The core cryptographic primitive underpinning Juicebox is the "threshold oblivious pseudorandom function," or t-OPRF. OPRFs are functions that take a key K and a string P (such as a password) and output a pseudorandom string of bits, denoted as O = PRF(K, P). When an attacker does not know the key, the output O appears random, making it an excellent candidate for cryptographic keys.
An Oblivious PRF (OPRF) is a two-party cryptographic protocol enabling a client and server to jointly compute the output of a PRF without the server learning the client’s input. The protocol typically involves the client sending an encrypted version of its input to the server. The server then applies a pseudorandom function to this encrypted input and returns the result. The client can then decrypt this result to obtain the final pseudorandom output, while the server, due to the encryption, remains oblivious to the actual input.
This OPRF mechanism forms the basis of a simple password-hardening protocol. A server is configured with a unique key K for each user account. The client then runs the OPRF protocol with the server to compute O = PRF(K, P). This resulting value O serves as a robust encryption key for the client’s secrets. A key advantage is that the OPRF protocol ensures the server never learns the user’s password P, thus preventing information leakage even if the server is malicious.
Addressing Limitations: Guessing Limits and Distributed Servers
The basic OPRF design has limitations, primarily the inability of the server to enforce password guessing limits and the lack of support for distributing the process across multiple servers.

The guessing limit problem can be addressed by having the client compute an "authenticator tag" T derived from the secret O during the initial account registration. When the user logs back in, the client and server re-run the OPRF protocol. A verification process then checks if the obtained O is consistent with the stored tag T. If this verification fails, the server increments a counter for incorrect password guesses. A successful verification resets this counter to zero. Critically, when this counter reaches a predefined maximum (e.g., ten attempts), the server must lock the user’s account or, preferably, delete the account-specific key K, thereby thwarting systematic guessing attempts.

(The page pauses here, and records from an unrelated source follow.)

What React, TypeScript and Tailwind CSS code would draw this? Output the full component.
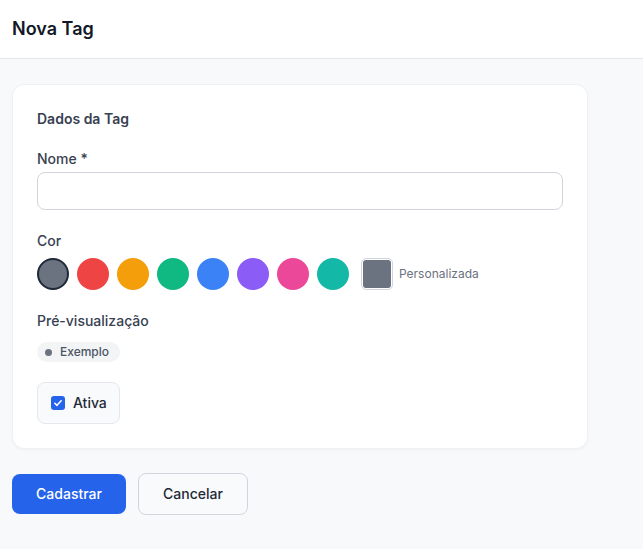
import React, { useState } from "react";

const swatches = [
  "#6b7280",
  "#ef4444",
  "#f59e0b",
  "#10b981",
  "#3b82f6",
  "#8b5cf6",
  "#ec4899",
  "#14b8a6",
];

export default function App() {
  const [color, setColor] = useState("#6b7280");
  const [active, setActive] = useState(true);

  return (
    <div
      className="min-h-[549px] bg-[#f8f9fb] text-[#1f2937]"
      style={{ fontFamily: "Inter, 'Noto Sans', sans-serif" }}
    >
      <header className="h-[59px] bg-white border-b border-[#e5e7eb] flex items-center px-3">
        <h1 className="text-[18px] font-semibold text-[#111827] pb-[2px]">Nova Tag</h1>
      </header>

      <main className="px-3 pt-[25px]">
        <div className="max-w-[576px] bg-white rounded-xl border border-[#f0f1f3] shadow-[0_1px_3px_rgba(0,0,0,0.04)] p-6">
          <h2 className="text-sm leading-5 font-semibold text-[#374151]">Dados da Tag</h2>

          <div className="mt-5">
            <label className="block text-sm leading-5 font-medium text-[#374151] mb-[3px]">Nome *</label>
            <input
              type="text"
              className="block w-full h-[38px] rounded-lg border border-[#d1d5db] bg-white px-3 text-sm outline-none"
            />
          </div>

          <div className="mt-[21px]">
            <label className="block text-sm leading-5 font-medium text-[#374151] mb-[7px]">Cor</label>
            <div className="flex items-center gap-2">
              {swatches.map((c) => (
                <button
                  key={c}
                  type="button"
                  onClick={() => setColor(c)}
                  className={
                    c === color
                      ? "w-8 h-8 rounded-full border-2 border-[#1f2937]"
                      : "w-8 h-8 rounded-full border-2 border-transparent"
                  }
                  style={{ backgroundColor: c }}
                />
              ))}
              <div className="flex items-center gap-[6px] ml-1">
                <div className="w-8 h-8 rounded-[5px] border border-[#d1d5db] p-[1px] bg-white">
                  <div className="w-full h-full rounded-[3px] bg-[#6b7280]" />
                </div>
                <span className="text-xs text-[#6b7280]">Personalizada</span>
              </div>
            </div>
          </div>

          <div className="mt-[21px]">
            <label className="block text-sm leading-5 font-medium text-[#374151] mb-[11px]">Pré-visualização</label>
            <div className="flex">
              <span className="flex items-center gap-[8px] h-5 rounded-full bg-[#f3f4f6] pl-[8px] pr-[11px] text-xs font-medium text-[#4b5563]">
                <span className="w-[7px] h-[7px] rounded-full" style={{ backgroundColor: color }} />
                Exemplo
              </span>
            </div>
          </div>

          <div className="mt-5 flex">
            <label
              className="flex items-center gap-2 h-[42px] rounded-lg border border-[#e5e7eb] bg-[#f9fafb] pl-[13px] pr-[12px] cursor-pointer"
              onClick={() => setActive(!active)}
            >
              <span
                className={
                  active
                    ? "w-[14px] h-[14px] rounded-[3px] bg-[#2563eb] flex items-center justify-center"
                    : "w-[14px] h-[14px] rounded-[3px] border border-[#9ca3af] bg-white"
                }
              >
                {active && (
                  <svg viewBox="0 0 12 12" className="w-[10px] h-[10px]" fill="none">
                    <path d="M2.2 6.3 L4.8 8.8 L9.8 3.4" stroke="white" strokeWidth="1.9" strokeLinecap="round" strokeLinejoin="round" />
                  </svg>
                )}
              </span>
              <span className="text-sm font-medium text-[#1f2937]">Ativa</span>
            </label>
          </div>
        </div>

        <div className="flex items-center gap-3 mt-6">
          <button className="h-10 w-[114px] rounded-lg bg-[#2563eb] text-white text-sm font-medium">
            Cadastrar
          </button>
          <button className="h-[42px] w-[110px] rounded-lg border border-[#d1d5db] bg-[#f9fafb] text-[#1f2937] text-sm font-medium">
            Cancelar
          </button>
        </div>
      </main>
    </div>
  );
}
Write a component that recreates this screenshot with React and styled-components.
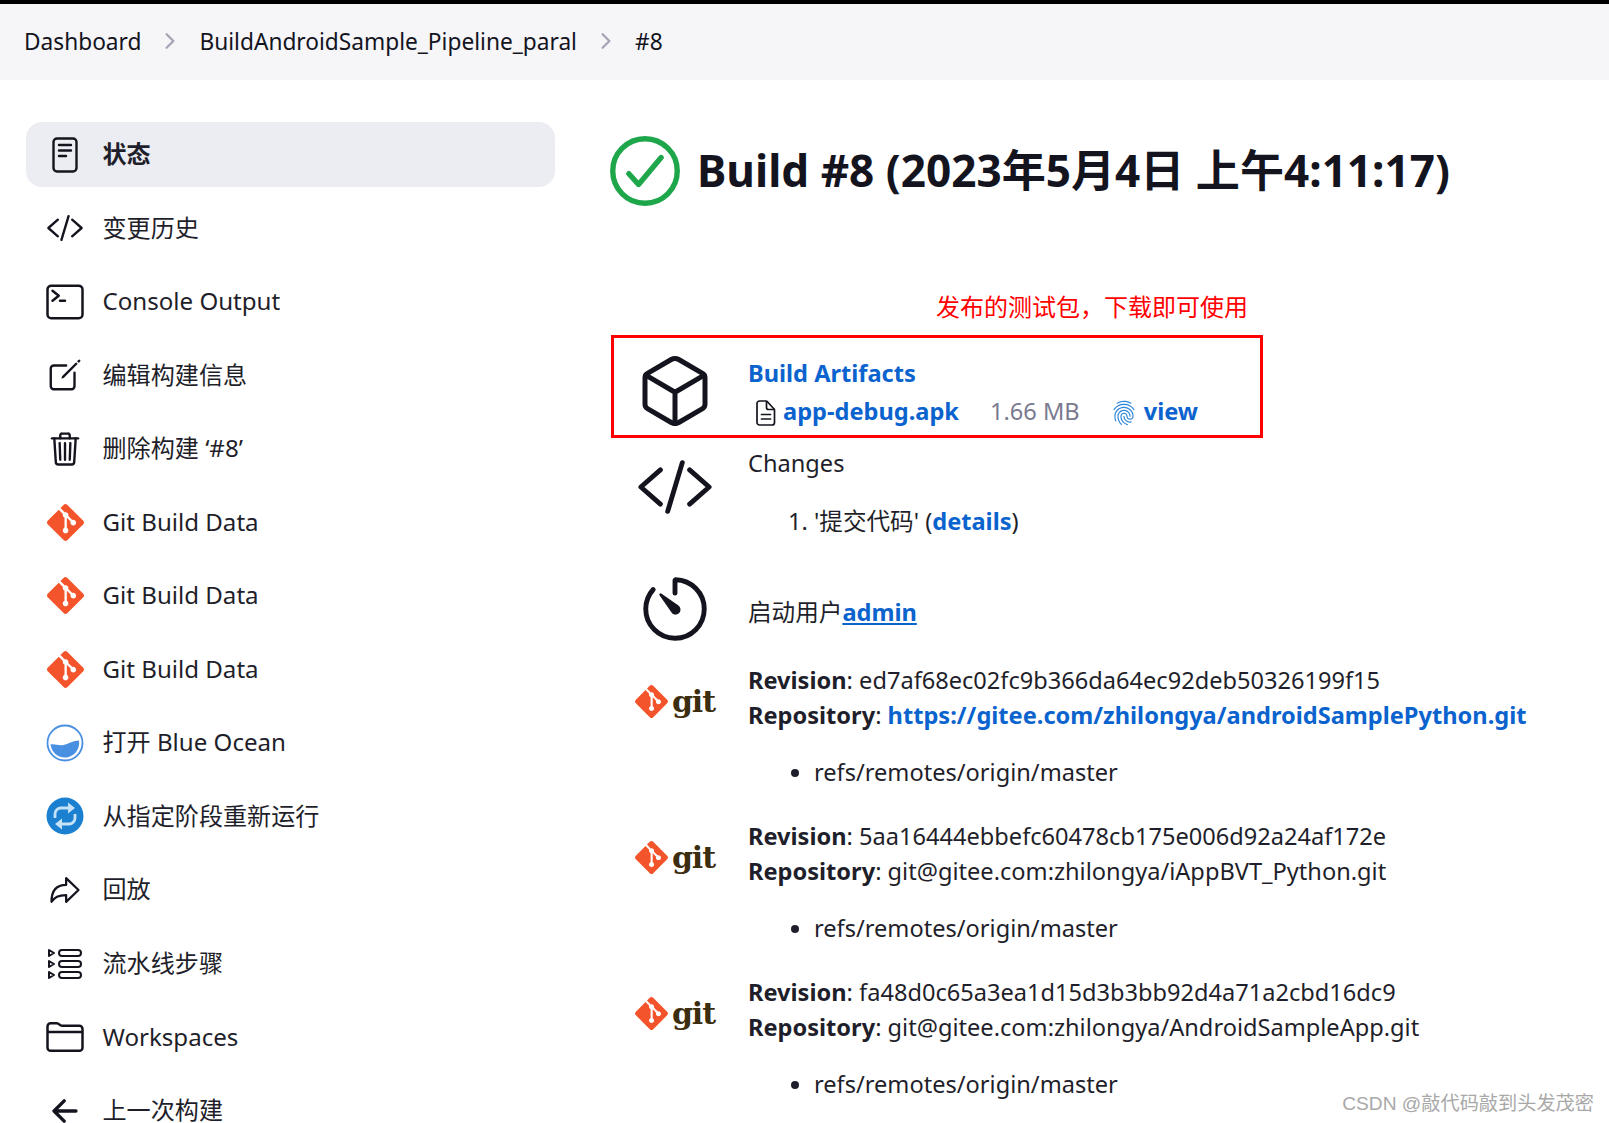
import React from "react";
import styled, { createGlobalStyle } from "styled-components";
import {
  IoCodeSlashOutline,
  IoTerminalOutline,
  IoCreateOutline,
  IoTrashOutline,
  IoCubeOutline,
  IoTimerOutline,
  IoArrowBackOutline,
  IoFolderOutline,
  IoArrowRedoOutline,
  IoCheckmarkCircleOutline,
  IoFingerPrintOutline,
  IoChevronForward,
} from "react-icons/io5";
import { SiGit } from "react-icons/si";

const FONT = `"Noto Sans", "Noto Sans CJK SC", sans-serif`;
const CJK = `"Noto Sans CJK SC", "Noto Sans", sans-serif`;

const GlobalStyle = createGlobalStyle`
  html, body {
    margin: 0;
    padding: 0;
    height: 1123px;
    overflow: hidden;
    background: #fff;
  }
  body {
    font-family: ${FONT};
    font-size: 24px;
    color: #1f1f2b;
  }
  * { box-sizing: border-box; }
`;

const Page = styled.div`
  position: relative;
  height: 1123px;
  overflow: hidden;
  border-top: 4px solid #000;
`;

const Breadcrumbs = styled.nav`
  display: flex;
  align-items: center;
  height: 76px;
  padding: 0 0 2px 24px;
  background: #f6f6f8;
  font-size: 22.7px;
  color: #14141f;
`;

const Crumb = styled.span`
  white-space: nowrap;
`;

const Separator = styled.span`
  display: flex;
  justify-content: center;
  width: 58px;
  color: #a3a3b3;
  font-size: 24px;
`;

const Layout = styled.div`
  display: grid;
  grid-template-columns: 529px 1fr;
  column-gap: 56px;
  padding-left: 26px;
`;

const Sidebar = styled.aside`
  display: flex;
  flex-direction: column;
  gap: 8.55px;
  padding-top: 42px;
`;

const NavItem = styled.a`
  display: flex;
  align-items: center;
  flex: none;
  height: 65px;
  border-radius: 16px;
  background: ${({ $active }) => ($active ? "#ecedf2" : "transparent")};
  font-weight: ${({ $active }) => ($active ? 700 : 400)};
  color: #1f1f2b;
`;

const NavIcon = styled.span`
  display: flex;
  align-items: center;
  justify-content: center;
  flex: none;
  width: 40px;
  height: 40px;
  margin: 0 17.500px 0 19px;
  color: #14141f;
`;

const NavLabel = styled.span`
  margin-top: -1px;
  font-size: 24.1px;
  line-height: 1;
  white-space: nowrap;
`;

const Main = styled.main`
  min-width: 0;
`;

const TitleRow = styled.div`
  display: flex;
  align-items: center;
  height: 78px;
  margin-top: 52px;
`;

const TitleIcon = styled.span`
  display: flex;
  align-items: center;
  justify-content: center;
  width: 86px;
  height: 86px;
  margin: 0 9px 0 -9px;
  color: #1ea64b;
`;

const Title = styled.h1`
  margin: 0;
  padding-bottom: 6px;
  font-size: 44.1px;
  font-weight: 700;
  color: #14141f;
  white-space: nowrap;
`;

const Note = styled.div`
  margin: 80px 0 0 325px;
  height: 32px;
  line-height: 32px;
  font-family: ${CJK};
  font-size: 24px;
  color: #f00;
  white-space: nowrap;
`;

const Section = styled.section`
  display: grid;
  grid-template-columns: 128px 1fr;
  column-gap: 9px;
  line-height: 35px;
  margin-top: ${({ $top }) => $top || 0}px;
`;

const BigIcon = styled.div`
  display: flex;
  justify-content: center;
  align-items: ${({ $align }) => $align || "flex-start"};
  color: #14141f;
  margin-top: ${({ $top }) => $top || 0}px;
`;

const ArtifactBox = styled(Section)`
  width: 652px;
  height: 103px;
  margin-top: 13px;
  outline: 3px solid #f00;
  outline-offset: -3px;
  align-items: center;
`;

const Body = styled.div`
  font-size: 23.6px;
  min-width: 0;
`;

const ArtifactBody = styled(Body)`
  padding-top: 11px;
`;

const StarterBody = styled(Body)`
  align-self: center;
  padding-top: 7px;
`;

const Link = styled.a`
  color: #0b63ce;
  font-weight: 700;
  text-decoration: ${({ $underline }) => ($underline ? "underline" : "none")};
`;

const ArtifactHead = styled.div`
  height: 38px;
  line-height: 38px;
`;

const ArtifactRow = styled.div`
  display: flex;
  align-items: center;
  height: 38px;
  padding-left: 8px;
`;

const FileIcon = styled.span`
  display: flex;
  margin-right: 7px;
  padding-top: 3px;
`;

const Size = styled.span`
  margin: 0 31px;
  color: #7a7a90;
`;

const Fingerprint = styled.span`
  display: flex;
  margin-right: 7px;
  padding-top: 3px;
  color: #2f86d9;
`;

const Steps = styled.ol`
  margin: 23px 0 0;
  padding-left: 66px;
`;

const Bullets = styled.ul`
  margin: 22.5px 0 0;
  padding-left: 66px;
`;

const GitLogo = styled.div`
  display: flex;
  align-items: center;
  justify-content: center;
  gap: 4px;
  height: 70px;
  margin-top: 4px;
  font-family: "DejaVu Serif", serif;
  font-size: 30px;
  font-weight: 700;
  letter-spacing: -1px;
  color: #3b2d0e;
`;

const Watermark = styled.div`
  position: absolute;
  right: 15px;
  bottom: 6px;
  font-family: "Liberation Sans", ${CJK};
  font-size: 19.2px;
  line-height: 26px;
  color: #a8a8a8;
`;

const GitIcon = () => <SiGit size={37} color="#f4542b" />;

const StatusIcon = () => (
  <svg width="26" height="36" viewBox="0 0 26 36" fill="none" stroke="#14141f" strokeWidth="2.400" strokeLinecap="round">
    <rect x="1.500" y="1.500" width="23" height="33" rx="3.500" />
    <path d="M7 8h12M7 13.500h12M7 19h7" />
  </svg>
);

const ApkFileIcon = () => (
  <svg width="20" height="26" viewBox="0 0 20 26" fill="none" stroke="#14141f" strokeWidth="1.700" strokeLinejoin="round">
    <path d="M3.500 1h6.500c.6 0 1 .3 1.400.7l6.400 7c.4.4.7.9.7 1.500V22.500a2.500 2.500 0 0 1-2.500 2.500h-12.500A2.500 2.500 0 0 1 1 22.500v-19A2.500 2.500 0 0 1 3.500 1z" />
    <path d="M10.500 1.500v6a2 2 0 0 0 2 2h5.500" />
    <path d="M5.500 14.500h9M5.500 19h9" strokeLinecap="round" />
  </svg>
);

const OceanIcon = () => (
  <svg width="38" height="38" viewBox="0 0 38 38">
    <circle cx="19" cy="19" r="17.500" fill="none" stroke="#4a90e2" strokeWidth="1.800" />
    <path d="M4.500 20.500c4.500-1 8 1.500 13 .5 5-1 8-4 15.500-4.500 1.500 9-5.500 17-14 17-8 0-13.500-6-14.500-13z" fill="#4a90e2" />
  </svg>
);

const RestartIcon = () => (
  <svg width="38" height="38" viewBox="0 0 38 38">
    <circle cx="19" cy="19" r="18.500" fill="#1b80d0" />
    <path d="M9 21v-4a6 6 0 0 1 6-6h9" fill="none" stroke="#c5e2f6" strokeWidth="2.800" />
    <path d="M29 17v4a6 6 0 0 1-6 6h-9" fill="none" stroke="#c5e2f6" strokeWidth="2.800" />
    <path d="M22 5.500l7 5.500-7 5.500zM16 21.500l-7 5.500 7 5.500z" fill="#c5e2f6" />
  </svg>
);

const StepsIcon = () => (
  <svg width="36" height="32" viewBox="0 0 36 32" fill="none" stroke="#14141f" strokeWidth="2">
    <path d="M2 2l5 3-5 3zM2 13l5 3-5 3zM2 24l5 3-5 3z" strokeLinejoin="round" />
    <rect x="12" y="2" width="22" height="6" rx="3" />
    <rect x="12" y="13" width="22" height="6" rx="3" />
    <rect x="12" y="24" width="22" height="6" rx="3" />
  </svg>
);

const NAV = [
  { label: "变更历史", icon: <IoCodeSlashOutline size={38} /> },
  { label: "Console Output", icon: <IoTerminalOutline size={40} /> },
  { label: "编辑构建信息", icon: <IoCreateOutline size={38} /> },
  { label: "删除构建 ‘#8’", icon: <IoTrashOutline size={38} /> },
  { label: "Git Build Data", icon: <GitIcon /> },
  { label: "Git Build Data", icon: <GitIcon /> },
  { label: "Git Build Data", icon: <GitIcon /> },
  { label: "打开 Blue Ocean", icon: <OceanIcon /> },
  { label: "从指定阶段重新运行", icon: <RestartIcon /> },
  { label: "回放", icon: <IoArrowRedoOutline size={36} /> },
  { label: "流水线步骤", icon: <StepsIcon /> },
  { label: "Workspaces", icon: <IoFolderOutline size={40} /> },
  { label: "上一次构建", icon: <IoArrowBackOutline size={36} /> },
];

const REVISIONS = [
  {
    sha: "ed7af68ec02fc9b366da64ec92deb50326199f15",
    repo: "https://gitee.com/zhilongya/androidSamplePython.git",
    link: true,
  },
  { sha: "5aa16444ebbefc60478cb175e006d92a24af172e", repo: "git@gitee.com:zhilongya/iAppBVT_Python.git" },
  { sha: "fa48d0c65a3ea1d15d3b3bb92d4a71a2cbd16dc9", repo: "git@gitee.com:zhilongya/AndroidSampleApp.git" },
];

export default function App() {
  return (
    <Page>
      <GlobalStyle />
      <Breadcrumbs>
        <Crumb>Dashboard</Crumb>
        <Separator><IoChevronForward /></Separator>
        <Crumb>BuildAndroidSample_Pipeline_paral</Crumb>
        <Separator><IoChevronForward /></Separator>
        <Crumb>#8</Crumb>
      </Breadcrumbs>
      <Layout>
        <Sidebar>
          <NavItem $active>
            <NavIcon><StatusIcon /></NavIcon>
            <NavLabel>状态</NavLabel>
          </NavItem>
          {NAV.map((item, i) => (
            <NavItem key={i}>
              <NavIcon>{item.icon}</NavIcon>
              <NavLabel>{item.label}</NavLabel>
            </NavItem>
          ))}
        </Sidebar>
        <Main>
          <TitleRow>
            <TitleIcon><IoCheckmarkCircleOutline size={86} /></TitleIcon>
            <Title>Build #8 (2023年5月4日 上午4:11:17)</Title>
          </TitleRow>
          <Note>发布的测试包，下载即可使用</Note>
          <ArtifactBox>
            <BigIcon $align="center" $top={8}><IoCubeOutline size={80} /></BigIcon>
            <ArtifactBody>
              <ArtifactHead><Link>Build Artifacts</Link></ArtifactHead>
              <ArtifactRow>
                <FileIcon><ApkFileIcon /></FileIcon>
                <Link>app-debug.apk</Link>
                <Size>1.66 MB</Size>
                <Fingerprint><IoFingerPrintOutline size={26} /></Fingerprint>
                <Link>view</Link>
              </ArtifactRow>
            </ArtifactBody>
          </ArtifactBox>
          <Section $top={7.5}>
            <BigIcon $top={2}><IoCodeSlashOutline size={78} /></BigIcon>
            <Body>
              Changes
              <Steps>
                <li>'提交代码' (<Link>details</Link>)</li>
              </Steps>
            </Body>
          </Section>
          <Section $top={31}>
            <BigIcon $align="center"><IoTimerOutline size={78} /></BigIcon>
            <StarterBody>
              启动用户<Link $underline>admin</Link>
            </StarterBody>
          </Section>
          {REVISIONS.map((rev, i) => (
            <Section key={rev.sha} $top={i === 0 ? 15 : 28.5}>
              <GitLogo><SiGit size={33} color="#f4542b" />git</GitLogo>
              <Body>
                <div><b>Revision</b>: {rev.sha}</div>
                <div>
                  <b>Repository</b>: {rev.link ? <Link>{rev.repo}</Link> : rev.repo}
                </div>
                <Bullets><li>refs/remotes/origin/master</li></Bullets>
              </Body>
            </Section>
          ))}
        </Main>
      </Layout>
      <Watermark>CSDN @敲代码敲到头发茂密</Watermark>
    </Page>
  );
}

Distributing the PRF computation across multiple servers is achieved through threshold implementations. The specific OPRF used by Juicebox is based on elliptic curves, which are well-suited for threshold cryptography. This allows the service operator to split the key K across multiple servers, and a client can interact with any T of these servers to ultimately obtain PRF(K, P).
Client Proof of Key Possession and Potential Attacks
The "incorrect attempt" counters are a critical defense mechanism in systems like Juicebox. By limiting attackers to a fixed number of guesses, even relatively weak passwords can offer reasonable security. However, the entire system’s robustness hinges on these limits.
Assuming a scenario where the server operator is the attacker and has deployed Juicebox with protections like HSMs or distributed trust, several attack vectors can be considered. These attacks typically assume the server operator cannot directly access the secret key material. Given that the core principle of end-to-end encryption is to keep secret keys away from server operators, and considering governmental requests for backdoors into encrypted services, both hacking and legal compulsion are relevant threats.
Within this context, several attacks on systems like Juicebox can be envisioned:
- Side-Channel Attacks on Software Realms: If Juicebox realms are implemented purely in software, attackers could potentially exploit side-channel information leakage (e.g., timing, power consumption) to infer key material. However, this is highly dependent on the specific software implementation and the attacker’s capabilities.
- Credential Stuffing and Phishing: While not directly an attack on the Juicebox protocol itself, attackers could target users through credential stuffing (using leaked passwords from other breaches) or sophisticated phishing campaigns to obtain user passwords. If successful, these would allow them to bypass the Juicebox protections.
- Exploiting Trust in Software Realms: If all Juicebox realms are controlled by a single entity, and these realms are software-based, that entity could theoretically manipulate the software to disable guessing limits or extract keys. This highlights the critical importance of HSMs or distributed trust across independent operators.
A more theoretical, albeit illustrative, attack scenario involves a malicious (software) server operator attempting to exploit the protocol directly. In this hypothetical attack, a user who has previously registered their key with legitimate, potentially HSM-based, servers might have their login requests intercepted and redirected to a new set of malicious servers set up by an attacker using software. If the attacker configures these malicious servers with identical "realm IDs" to the legitimate ones, the "unlockKeyTag" computed by the client for the malicious server would be identical to the tag that would have been used by the real HSM-based server. Upon receiving this stolen tag, the attacker could then make an unlimited number of guesses against the HSM server associated with that realm ID, effectively resetting its counter indefinitely. While practical implementation challenges make this specific attack less likely, it underscores the delicate nature of distributed protocols and the potential for assumptions to be invalidated.
Implications for XChat Users
The ongoing scrutiny of XChat’s security architecture underscores a critical point for users: the promise of end-to-end encryption is only as strong as its weakest link. In XChat’s case, the primary concern revolves around the management and protection of cryptographic keys. Until X provides verifiable evidence of robust security measures, such as the exclusive use of tamper-resistant HSMs for all Juicebox realms and transparent key ceremony procedures, users should exercise caution. The current understanding suggests that X retains a significant level of access to user decryption keys, which fundamentally compromises the end-to-end encryption model. This situation, coupled with the potential for legal compulsion, means that users seeking true privacy on X’s platform may need to reconsider their choices or employ exceptionally strong, complex passwords as a primary line of defense. The broader implications for platform security and user trust in encrypted communication services remain a significant point of discussion.